The average age of menopause in Australia is 51 years and women aged 45-55 years represent a large proportion of the global workforce. As the number of women going through menopause increases and with many of them likely to experience moderate to severe symptoms at work, employers will need to support women to ensure they remain effective and valued employees.
Women at midlife are often highly educated and experienced employees with leadership qualities, who are likely to remain in the workforce for up to another 20 years.
Why is menopause awareness in the workplace important?
Employers must comply with relevant legislation that includes providing a duty of care to their employees and ensures they are free from discrimination. Regulations such as the The Occuptional Health and Safety Act 2004, include a duty to ensure that workplace conditions and environments do not adversely impact on health, which is important as many menopausal women complain that their workplace environment negatively impacts on their health. There have also been a number of legal cases in the UK where women have claimed to be discriminated against due to experiencing symptoms associated with menopause. Cases such as these provide an incentive for employers to be proactive in supporting menopausal women and ensuring that they feel inclusive and respected.
There is also evidence that menopausal women often leave their place of employment when they do not feel supported creating a loss of corporate knowledge and the expense of having to recruit to these positions.
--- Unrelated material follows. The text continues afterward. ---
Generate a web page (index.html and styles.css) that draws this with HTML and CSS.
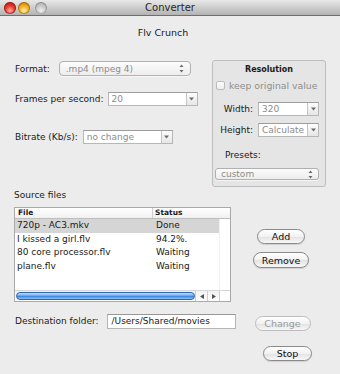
FILE: index.html
```html
<!DOCTYPE html>
<html lang="en">
<head>
  <meta charset="UTF-8">
  <meta name="viewport" content="width=device-width, initial-scale=1.0">
  <title>Converter</title>
  <link rel="stylesheet" href="styles.css">
</head>
<body>
  <div class="window">
    <div class="titlebar">
      <div class="lights">
        <span class="light light-close"></span>
        <span class="light light-min"></span>
        <span class="light light-zoom"></span>
      </div>
      <div class="window-title">Converter</div>
    </div>

    <div class="content">
      <h1 class="app-title">Flv Crunch</h1>

      <div class="settings">
        <div class="options">
          <div class="field field-format">
            <label>Format:</label>
            <div class="popup popup-format">
              <span>.mp4 (mpeg 4)</span>
              <svg class="stepper" width="5" height="9" viewBox="0 0 5 9"><path d="M2.5 0.5 L4.5 3 H0.5 Z M2.5 8.5 L4.5 6 H0.5 Z" fill="#6a6a6a"/></svg>
            </div>
          </div>

          <div class="field field-fps">
            <label>Frames per second:</label>
            <div class="combo combo-fps">
              <span class="combo-text">20</span>
              <span class="combo-btn"><svg width="5" height="4" viewBox="0 0 5 4"><path d="M0 0.5 H5 L2.5 3.5 Z" fill="#6a6a6a"/></svg></span>
            </div>
          </div>

          <div class="field field-bitrate">
            <label>Bitrate (Kb/s):</label>
            <div class="combo combo-bitrate">
              <span class="combo-text">no change</span>
              <span class="combo-btn"><svg width="5" height="4" viewBox="0 0 5 4"><path d="M0 0.5 H5 L2.5 3.5 Z" fill="#6a6a6a"/></svg></span>
            </div>
          </div>
        </div>

        <div class="resolution">
          <div class="box-title">Resolution</div>
          <div class="check-row">
            <span class="checkbox"></span>
            <span class="check-label">keep original value</span>
          </div>
          <div class="res-row res-width">
            <label>Width:</label>
            <div class="combo combo-small">
              <span class="combo-text">320</span>
              <span class="combo-btn"><svg width="5" height="4" viewBox="0 0 5 4"><path d="M0 0.5 H5 L2.5 3.5 Z" fill="#6a6a6a"/></svg></span>
            </div>
          </div>
          <div class="res-row res-height">
            <label>Height:</label>
            <div class="combo combo-small">
              <span class="combo-text">Calculate</span>
              <span class="combo-btn"><svg width="5" height="4" viewBox="0 0 5 4"><path d="M0 0.5 H5 L2.5 3.5 Z" fill="#6a6a6a"/></svg></span>
            </div>
          </div>
          <div class="presets-label">Presets:</div>
          <div class="popup popup-presets">
            <span>custom</span>
            <svg class="stepper" width="5" height="9" viewBox="0 0 5 9"><path d="M2.5 0.5 L4.5 3 H0.5 Z M2.5 8.5 L4.5 6 H0.5 Z" fill="#6a6a6a"/></svg>
          </div>
        </div>
      </div>

      <div class="section-label">Source files</div>

      <div class="files">
        <div class="file-table">
          <div class="table-head">
            <div class="col-file">File</div>
            <div class="col-status">Status</div>
          </div>
          <div class="table-body">
            <div class="table-rows">
              <div class="table-row is-selected"><span class="col-file">720p - AC3.mkv</span><span class="col-status">Done</span></div>
              <div class="table-row"><span class="col-file">I kissed a girl.flv</span><span class="col-status">94.2%.</span></div>
              <div class="table-row"><span class="col-file">80 core processor.flv</span><span class="col-status">Waiting</span></div>
              <div class="table-row"><span class="col-file">plane.flv</span><span class="col-status">Waiting</span></div>
            </div>
            <div class="vscroll"></div>
          </div>
          <div class="hscroll">
            <div class="hscroll-track"><div class="hscroll-knob"></div></div>
            <div class="hscroll-arrow"><svg width="4" height="5" viewBox="0 0 4 5"><path d="M0 2.5 L4 0 V5 Z" fill="#555"/></svg></div>
            <div class="hscroll-arrow"><svg width="4" height="5" viewBox="0 0 4 5"><path d="M4 2.5 L0 0 V5 Z" fill="#555"/></svg></div>
            <div class="hscroll-corner"></div>
          </div>
        </div>

        <div class="file-buttons">
          <button class="push-button btn-add">Add</button>
          <button class="push-button btn-remove">Remove</button>
        </div>
      </div>

      <div class="destination">
        <label>Destination folder:</label>
        <div class="text-field">/Users/Shared/movies</div>
        <button class="push-button btn-change" disabled>Change</button>
      </div>

      <div class="actions">
        <button class="push-button btn-stop">Stop</button>
      </div>
    </div>
  </div>
</body>
</html>
```

FILE: styles.css
```css
* {
  box-sizing: border-box;
}

body {
  margin: 0;
  background-color: #ececec;
  font-family: "DejaVu Sans", "Liberation Sans", sans-serif;
  font-size: 9px;
  color: #1a1a1a;
}

.window {
  width: 340px;
  height: 374px;
  overflow: hidden;
  background-color: #ececec;
}

/* Title bar */
.titlebar {
  display: grid;
  grid-template-columns: 1fr auto 1fr;
  align-items: center;
  height: 16px;
  background: linear-gradient(#e8e8e8, #b3b3b3);
  border-bottom: 1px solid #6f6f6f;
}

.lights {
  display: flex;
  align-items: center;
  padding-left: 4px;
  gap: 2px;
}

.light {
  width: 12px;
  height: 12px;
  border-radius: 50%;
}

.light-close {
  background: radial-gradient(circle at 50% 72%, #ffb0a6 0, #e6392c 45%, #a3140b 100%);
  box-shadow: inset 0 0 0 1px rgba(110, 0, 0, 0.45);
}

.light-min {
  background: radial-gradient(circle at 50% 72%, #fff0a8 0, #f2ad22 45%, #b06e00 100%);
  box-shadow: inset 0 0 0 1px rgba(120, 70, 0, 0.45);
}

.light-zoom {
  margin-left: 3px;
  background: radial-gradient(circle at 50% 72%, #eeeeee 0, #c4c4c4 50%, #9c9c9c 100%);
  box-shadow: inset 0 0 0 1px rgba(0, 0, 0, 0.2);
}

.window-title {
  font-size: 10px;
  color: #262626;
}

/* Content */
.content {
  padding: 0 28px 0 14px;
}

.app-title {
  margin: 11px 0 0;
  font-size: 9.5px;
  font-weight: normal;
  line-height: 12px;
  text-align: center;
}

.settings {
  display: flex;
  margin-top: 21px;
}

.options {
  flex: none;
  width: 198px;
  padding-left: 1px;
}

.field {
  display: flex;
  align-items: center;
  gap: 5px;
}

.field-format {
  margin-top: 1px;
  gap: 9px;
}

.field-fps {
  margin-top: 16px;
  gap: 4px;
}

.field-bitrate {
  margin-top: 24px;
}

/* Pop-up buttons */
.popup {
  display: flex;
  flex: none;
  align-items: center;
  justify-content: space-between;
  height: 15px;
  padding: 0 6px 0 6px;
  border: 1px solid #b0b0b0;
  border-radius: 4px;
  background: linear-gradient(#fcfcfc, #ededed);
  color: #8c8c8c;
  box-shadow: 0 1px 0 rgba(255, 255, 255, 0.6);
}

.popup-format {
  width: 132px;
}

.popup-presets {
  width: 104px;
  height: 12px;
  margin: 8px 0 0 2px;
  padding: 0 5px 0 5px;
  border-radius: 3px;
}

/* Combo boxes */
.combo {
  display: flex;
  flex: none;
  height: 14px;
  border: 1px solid #b7b7b7;
  border-top-color: #9d9d9d;
  background-color: #fff;
}

.combo-fps,
.combo-bitrate {
  width: 90px;
}

.combo-small {
  width: 61px;
}

.combo-text {
  flex: 1;
  padding-left: 3px;
  line-height: 12px;
  color: #8c8c8c;
  white-space: nowrap;
  overflow: hidden;
}

.combo-btn {
  display: flex;
  align-items: center;
  justify-content: center;
  width: 11px;
  border-left: 1px solid #c4c4c4;
  background: linear-gradient(#fdfdfd, #e6e6e6);
}

/* Resolution box */
.resolution {
  display: flex;
  flex: none;
  flex-direction: column;
  width: 114px;
  height: 127px;
  border: 1px solid #bdbdbd;
  border-radius: 3px;
  background-color: #e5e5e5;
}

.box-title {
  margin-top: 4px;
  font-size: 8px;
  font-weight: bold;
  line-height: 10px;
  text-align: center;
}

.check-row {
  display: flex;
  align-items: center;
  margin-top: 6px;
  padding-left: 3px;
  height: 9px;
}

.checkbox {
  flex: none;
  width: 9px;
  height: 9px;
  border: 1px solid #bcbcbc;
  border-radius: 2px;
  background: linear-gradient(#fefefe, #ececec);
}

.check-label {
  margin-left: 4px;
  font-size: 9.3px;
  color: #8e8e8e;
  white-space: nowrap;
}

.res-row {
  display: flex;
  align-items: center;
  gap: 5px;
}

.res-row label {
  width: 40px;
  text-align: right;
}

.res-width {
  margin-top: 12px;
}

.res-height {
  margin-top: 7px;
}

.presets-label {
  margin-top: 13px;
  padding-left: 12px;
  line-height: 10px;
}

/* Source files */
.section-label {
  margin-top: 2px;
  line-height: 12px;
}

.files {
  display: flex;
  margin-top: 6px;
}

.file-table {
  display: flex;
  flex: none;
  flex-direction: column;
  width: 217px;
  height: 95px;
  border: 1px solid #a9a9a9;
  background-color: #fff;
}

.table-head {
  display: flex;
  height: 11px;
  border-bottom: 1px solid #bdbdbd;
  background: linear-gradient(#ffffff, #f0f0f0);
  font-size: 7.5px;
  font-weight: bold;
  line-height: 10px;
}

.table-head .col-file {
  width: 138px;
  padding-left: 3px;
  border-right: 1px solid #cfcfcf;
}

.table-head .col-status {
  flex: 1;
  padding-left: 2px;
}

.table-body {
  display: flex;
  flex: 1;
}

.table-rows {
  flex: 1;
}

.table-row {
  display: flex;
  height: 13.5px;
  line-height: 13.5px;
}

.table-row.is-selected {
  background-color: #d5d5d5;
}

.table-row .col-file {
  width: 138px;
  padding-left: 2px;
}

.table-row .col-status {
  padding-left: 3px;
}

.vscroll {
  width: 11px;
  border-left: 1px solid #f0f0f0;
}

.hscroll {
  display: flex;
  height: 11px;
  border-top: 1px solid #d6d6d6;
  background: linear-gradient(#f2f2f2, #fdfdfd);
}

.hscroll-track {
  flex: 1;
  padding: 1px 0 1px 1px;
}

.hscroll-knob {
  width: 179px;
  height: 100%;
  border: 1px solid #2f64b0;
  border-radius: 5px;
  background: linear-gradient(#c6e0fb 0%, #76aef0 40%, #3c86e3 55%, #8fc3f7 100%);
}

.hscroll-arrow {
  display: flex;
  align-items: center;
  justify-content: center;
  width: 12px;
  border-left: 1px solid #cfcfcf;
}

.hscroll-corner {
  width: 11px;
  border-left: 1px solid #cfcfcf;
  background-color: #fff;
}

.file-buttons {
  display: flex;
  flex: none;
  flex-direction: column;
  align-items: center;
  width: 100px;
  padding-top: 22px;
  gap: 8px;
}

/* Push buttons */
.push-button {
  flex: none;
  height: 15px;
  padding: 0;
  border: 1px solid #8a8a8a;
  border-radius: 8px;
  background: linear-gradient(#ffffff 0%, #f1f1f1 50%, #e2e2e2 51%, #f7f7f7 100%);
  font-family: inherit;
  font-size: 9.5px;
  line-height: 13px;
  color: #111;
  box-shadow: 0 1px 1px rgba(0, 0, 0, 0.12);
}

.btn-add {
  width: 48px;
}

.btn-remove {
  width: 56px;
  height: 16px;
}

.btn-change {
  width: 56px;
  margin: 2px 0 0 19px;
  border-color: #bdbdbd;
  color: #9c9c9c;
  box-shadow: none;
}

.btn-stop {
  width: 49px;
}

/* Destination */
.destination {
  display: flex;
  align-items: flex-start;
  margin-top: 12px;
  padding-left: 1px;
}

.destination label {
  line-height: 15px;
  margin-right: 8px;
}

.text-field {
  flex: none;
  width: 129px;
  height: 15px;
  padding-left: 4px;
  border: 1px solid #b5b5b5;
  border-top-color: #979797;
  background-color: #fff;
  line-height: 13px;
}

.actions {
  display: flex;
  justify-content: flex-end;
  margin-top: 15px;
}
```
Women who do remain in the workplace, but feel unsupported, often experience more sick days and loss of productivity at work.
Workplaces that consider diversity and inclusion perform better, have less turnover of staff and can lead to the promotion of gender equality more broadly. Improving gender equality can also lead to a significant increase in GDP.
Australasian Menopause Society
The Australasian Menopause Society (AMS) is a not-for-profit charity that has been providing menopause education for nearly 40 years. It brings together doctors, nurses, allied health professionals, scientists and researchers to advance knowledge about the menopause, midlife women’s health and healthy ageing. The AMS provides education and develops information and resources for health practitioners and their patients to help manage menopausal symptoms and embed practices to ensure healthy ageing. As a society of experts in menopause management, the AMS is well placed to provide education to the community to assist women to find the support and resources they need to manage the menopausal transition as well as educating workplaces on how they can support menopausal women in the workplace. The AMS has no commercial interests and provides education that is evidence-based and up to date.